──────── Supplied records

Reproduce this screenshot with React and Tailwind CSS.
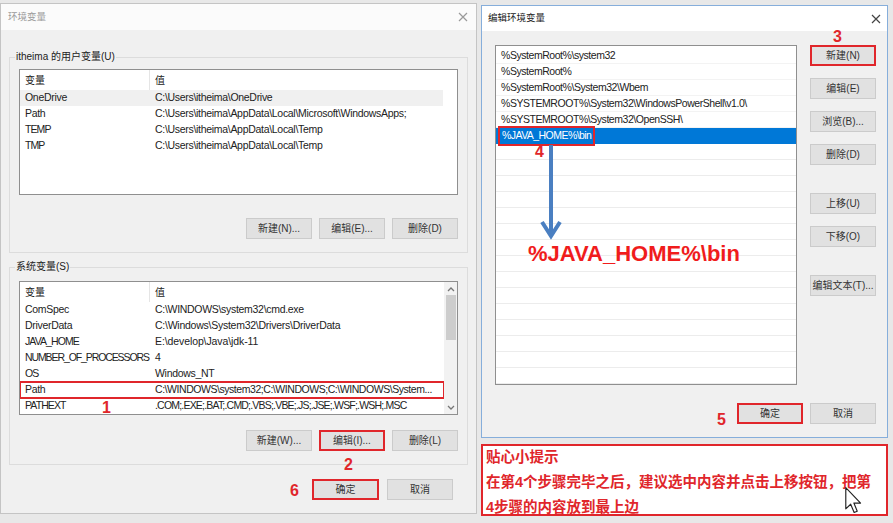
import React from 'react'

const CAPS = 'tracking-[-0.9px]'
const MIXED = 'tracking-[-0.3px]'

const userVars = [
  ['OneDrive', 'C:\\Users\\itheima\\OneDrive', MIXED],
  ['Path', 'C:\\Users\\itheima\\AppData\\Local\\Microsoft\\WindowsApps;', MIXED],
  ['TEMP', 'C:\\Users\\itheima\\AppData\\Local\\Temp', CAPS],
  ['TMP', 'C:\\Users\\itheima\\AppData\\Local\\Temp', CAPS],
]

const sysVars = [
  ['ComSpec', 'C:\\WINDOWS\\system32\\cmd.exe', MIXED, 'tracking-[-0.3px]'],
  ['DriverData', 'C:\\Windows\\System32\\Drivers\\DriverData', MIXED, 'tracking-[-0.25px]'],
  ['JAVA_HOME', 'E:\\develop\\Java\\jdk-11', CAPS, 'tracking-[-0.1px]'],
  ['NUMBER_OF_PROCESSORS', '4', 'tracking-[-1.1px]', ''],
  ['OS', 'Windows_NT', CAPS, 'tracking-[-0.3px]'],
  ['Path', 'C:\\WINDOWS\\system32;C:\\WINDOWS;C:\\WINDOWS\\System...', MIXED, 'tracking-[-0.45px]'],
  ['PATHEXT', '.COM;.EXE;.BAT;.CMD;.VBS;.VBE;.JS;.JSE;.WSF;.WSH;.MSC', CAPS, 'tracking-[-0.8px]'],
]

const pathEntries = [
  '%SystemRoot%\\system32',
  '%SystemRoot%',
  '%SystemRoot%\\System32\\Wbem',
  '%SYSTEMROOT%\\System32\\WindowsPowerShell\\v1.0\\',
  '%SYSTEMROOT%\\System32\\OpenSSH\\',
]

function CloseX({ className = '' }) {
  return (
    <svg width="10" height="10" viewBox="0 0 10 10" className={className}>
      <path d="M1 1L9 9M9 1L1 9" stroke="currentColor" strokeWidth="1.2" />
    </svg>
  )
}

function Btn({ children, red, className = '' }) {
  return (
    <div
      className={`h-[21px] w-[66px] shrink-0 flex items-center justify-center whitespace-nowrap text-[10px] text-[#333] bg-[#e1e1e1] ${
        red ? 'border-2 border-[#e0262b]' : 'border border-[#cbcbcb]'
      } ${className}`}
    >
      {children}
    </div>
  )
}

function Num({ n, className }) {
  return (
    <span className={`absolute text-[16px] leading-[20px] font-bold text-[#e0262b] ${className}`}>{n}</span>
  )
}

function VarHeader() {
  return (
    <div className="flex h-[20px] items-center text-[10px] text-[#222]">
      <div className="w-[130px] pl-[5px] border-r border-[#e5e5e5] h-full flex items-center">变量</div>
      <div className="pl-[5px]">值</div>
    </div>
  )
}

function VarRow({ name, value, nameCls, valueCls = MIXED, hi, boxed }) {
  return (
    <div
      className={`flex h-[16px] items-center text-[10.5px] text-[#222] whitespace-nowrap ${hi ? 'bg-[#f0f0f0]' : ''} ${
        boxed ? 'outline-2 outline-[#e0262b] -outline-offset-1' : ''
      }`}
    >
      <div className={`w-[130px] shrink-0 pl-[5px] overflow-hidden ${nameCls}`}>{name}</div>
      <div className={`pl-[5px] ${valueCls}`}>{value}</div>
    </div>
  )
}

export default function App() {
  return (
    <div className="relative w-[893px] h-[523px] overflow-hidden bg-[#e8e8e8] flex items-start font-['Liberation_Sans','Noto_Sans_CJK_SC',sans-serif]">
      {/* 环境变量 window */}
      <div className="mt-[3px] w-[477px] h-[511px] border border-[#c4c4c4] bg-[#f0f0f0] flex flex-col shrink-0">
        <div className="h-[26px] bg-[#fbfbfb] flex items-center justify-between pl-[7px] pr-[8px]">
          <span className="text-[9.5px] text-[#9a9a9a]">环境变量</span>
          <CloseX className="text-[#9a9a9a]" />
        </div>

        <div className="flex flex-col px-[8px]">
          <fieldset className="min-w-0 mt-[20px] border border-[#dcdcdc] px-[9px] pb-[13px]">
            <legend className="-ml-[4px] px-[1px] text-[10px] leading-[14px] text-[#222]">itheima 的用户变量(U)</legend>
            <div className="mt-[5px] h-[126px] border border-[#8f8f8f] bg-white overflow-hidden">
              <VarHeader />
              <div className="w-[423px]">
                {userVars.map(([n, v, c], i) => (
                  <VarRow key={n + i} name={n} value={v} nameCls={c} hi={i === 0} />
                ))}
              </div>
            </div>
            <div className="mt-[23px] flex justify-end gap-[7px]">
              <Btn>新建(N)...</Btn>
              <Btn>编辑(E)...</Btn>
              <Btn>删除(D)</Btn>
            </div>
          </fieldset>

          <fieldset className="min-w-0 mt-[7px] border border-[#dcdcdc] px-[9px] pb-[13px]">
            <legend className="-ml-[4px] px-[1px] text-[10px] leading-[14px] text-[#222]">系统变量(S)</legend>
            <div className="mt-[7px] h-[134px] border border-[#8f8f8f] bg-white flex">
              <div className="flex-1 min-w-0 overflow-hidden">
                <VarHeader />
                {sysVars.map(([n, v, c, vc]) => (
                  <VarRow key={n} name={n} value={v} nameCls={c} valueCls={vc} boxed={n === 'Path'} />
                ))}
              </div>
              <div className="w-[13px] shrink-0 bg-[#f2f2f2] flex flex-col items-center">
                <svg width="8" height="6" viewBox="0 0 8 6" className="mt-[4px]">
                  <path d="M1 5L4 2L7 5" fill="none" stroke="#777" strokeWidth="1.3" />
                </svg>
                <div className="mt-[3px] w-[10px] h-[45px] bg-[#cdcdcd]" />
                <div className="flex-1" />
                <svg width="8" height="6" viewBox="0 0 8 6" className="mb-[3px]">
                  <path d="M1 1L4 4L7 1" fill="none" stroke="#777" strokeWidth="1.3" />
                </svg>
              </div>
            </div>
            <div className="mt-[15px] flex justify-end gap-[7px]">
              <Btn>新建(W)...</Btn>
              <Btn red>编辑(I)...</Btn>
              <Btn>删除(L)</Btn>
            </div>
          </fieldset>

          <div className="mt-[14px] flex justify-end gap-[8px] pr-[15px]">
            <Btn red className="w-[67px]">确定</Btn>
            <Btn>取消</Btn>
          </div>
        </div>
      </div>

      {/* right column */}
      <div className="ml-[4px] w-[407px] flex flex-col shrink-0">
        <div className="mt-[5px] h-[433px] border border-[#86aedb] bg-[#f0f0f0] flex flex-col">
          <div className="h-[25px] bg-white flex items-center justify-between pl-[6px] pr-[6px]">
            <span className="text-[9.5px] text-[#222]">编辑环境变量</span>
            <CloseX className="text-[#444]" />
          </div>
          <div className="flex pl-[13px] pt-[14px]">
            <div className="w-[302px] h-[340px] pt-[2px] border border-[#8f8f8f] bg-white overflow-hidden">
              {pathEntries.map((p) => (
                <div key={p} className="h-[16px] flex items-center pl-[5px] text-[10.5px] tracking-[-0.45px] text-[#222] whitespace-nowrap border-b border-[#f3f3f3]">
                  {p}
                </div>
              ))}
              <div className="h-[16px] flex items-center pl-[4px] bg-[#0078d7] text-[10.5px] tracking-[-0.55px] text-white">
                <span className="px-[2px] outline-2 outline-[#e0262b]">%JAVA_HOME%\bin</span>
              </div>
              {Array.from({ length: 15 }).map((_, i) => (
                <div key={i} className="h-[16px] border-b border-[#ececec]" />
              ))}
            </div>
            <div className="ml-[13px] flex flex-col gap-[12px]">
              <Btn red>新建(N)</Btn>
              <Btn>编辑(E)</Btn>
              <Btn>浏览(B)...</Btn>
              <Btn>删除(D)</Btn>
              <Btn className="mt-[16px]">上移(U)</Btn>
              <Btn>下移(O)</Btn>
              <Btn className="mt-[16px]">编辑文本(T)...</Btn>
            </div>
          </div>
          <div className="mt-[18px] flex justify-end gap-[7px] pr-[11px]">
            <Btn red>确定</Btn>
            <Btn>取消</Btn>
          </div>
        </div>

        {/* tip box */}
        <div className="mt-[6px] h-[72px] border-2 border-[#e0262b] bg-white px-[3px] text-[14.5px] font-bold text-[#e0262b] leading-[25px] whitespace-nowrap">
          <div className="-mt-[1px]">
            <div>贴心小提示</div>
            <div>在第4个步骤完毕之后，建议选中内容并点击上移按钮，把第</div>
            <div>4步骤的内容放到最上边</div>
          </div>
        </div>
      </div>

      {/* annotations */}
      <Num n="1" className="left-[102px] top-[398px]" />
      <Num n="2" className="left-[344px] top-[455px]" />
      <Num n="3" className="left-[833px] top-[27px]" />
      <Num n="4" className="left-[535px] top-[142px]" />
      <Num n="5" className="left-[717px] top-[410px]" />
      <Num n="6" className="left-[290px] top-[481px]" />

      <svg className="absolute left-[540px] top-[144px]" width="22" height="96" viewBox="0 0 22 96">
        <path d="M11 1V92" stroke="#4a7fc1" strokeWidth="4" />
        <path d="M2 78L11 92L20 78" fill="none" stroke="#4a7fc1" strokeWidth="4" strokeLinejoin="miter" />
      </svg>

      <span className="absolute left-[528px] top-[241px] text-[22px] leading-[26px] font-bold text-[#f01c1c]">%JAVA_HOME%\bin</span>

      <svg className="absolute left-[845px] top-[487px]" width="17" height="27" viewBox="0 0 13 21">
        <path d="M0.5 0.5V17L4.3 13.4L7 19.8L9.4 18.8L6.8 12.5H12Z" fill="#fff" stroke="#222" strokeWidth="0.9" strokeLinejoin="round" />
      </svg>
    </div>
  )
}
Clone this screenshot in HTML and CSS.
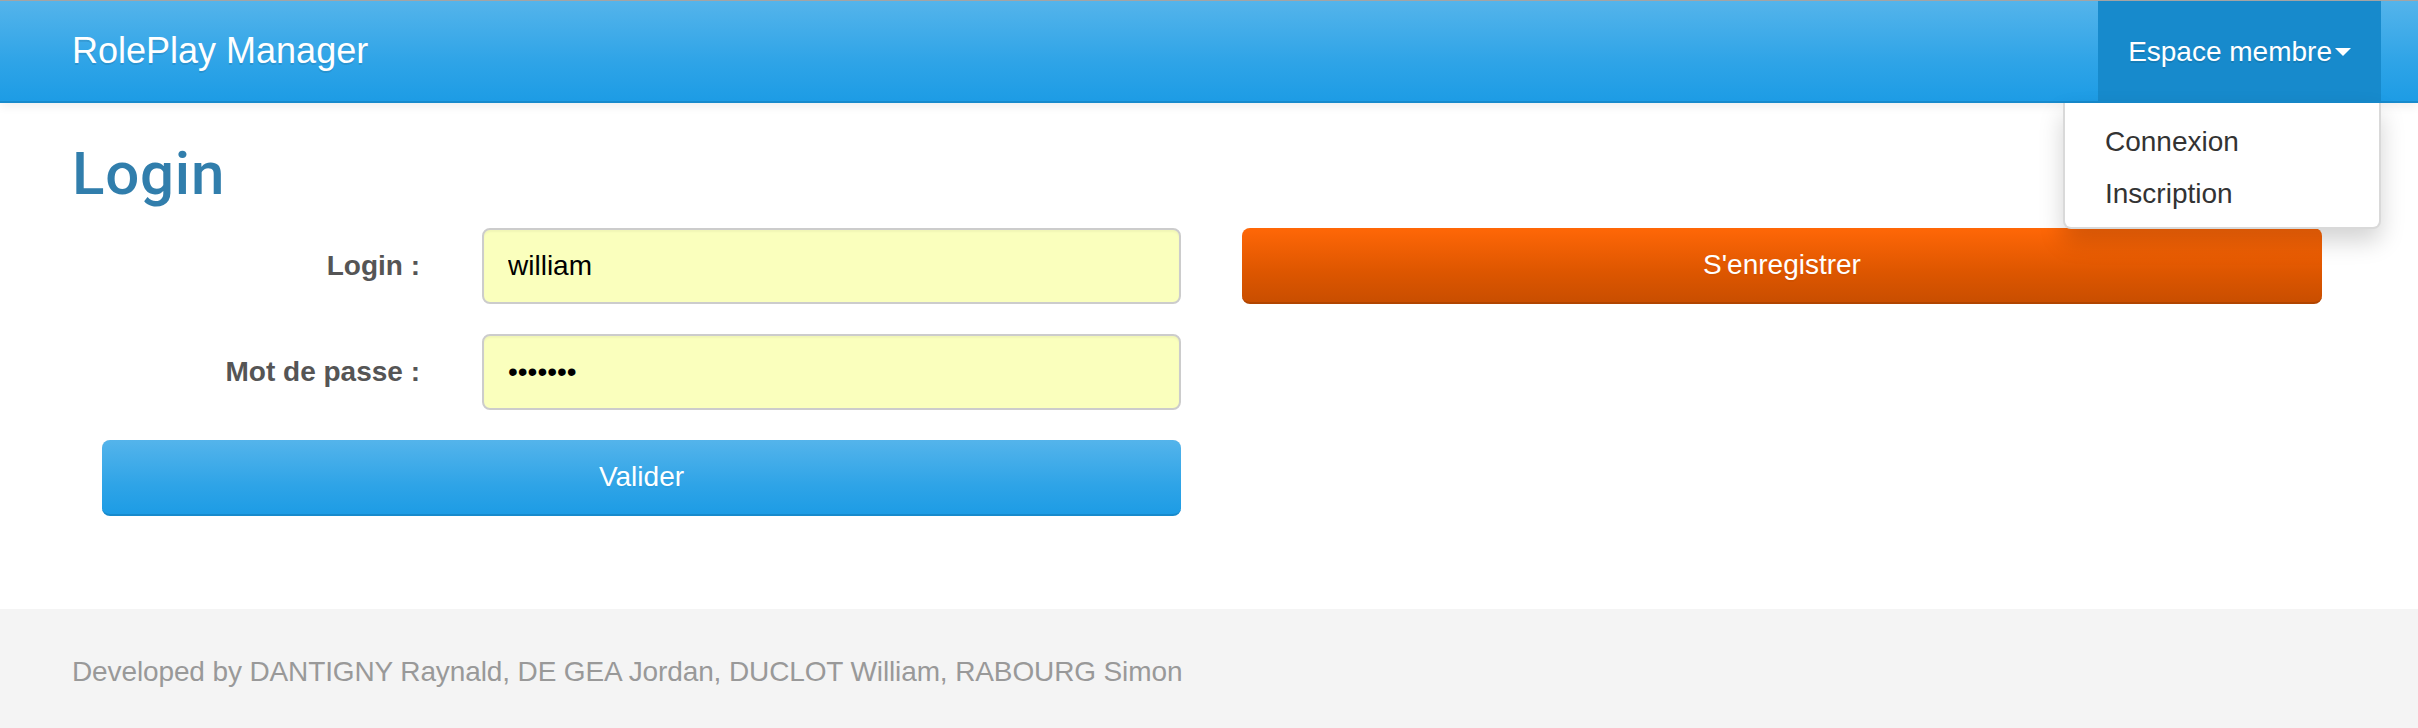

────────────────

### Directions for this task
Tally up how many lines in the preceding listing contain the word "React". Give nothing but the number.

### Result for this task
2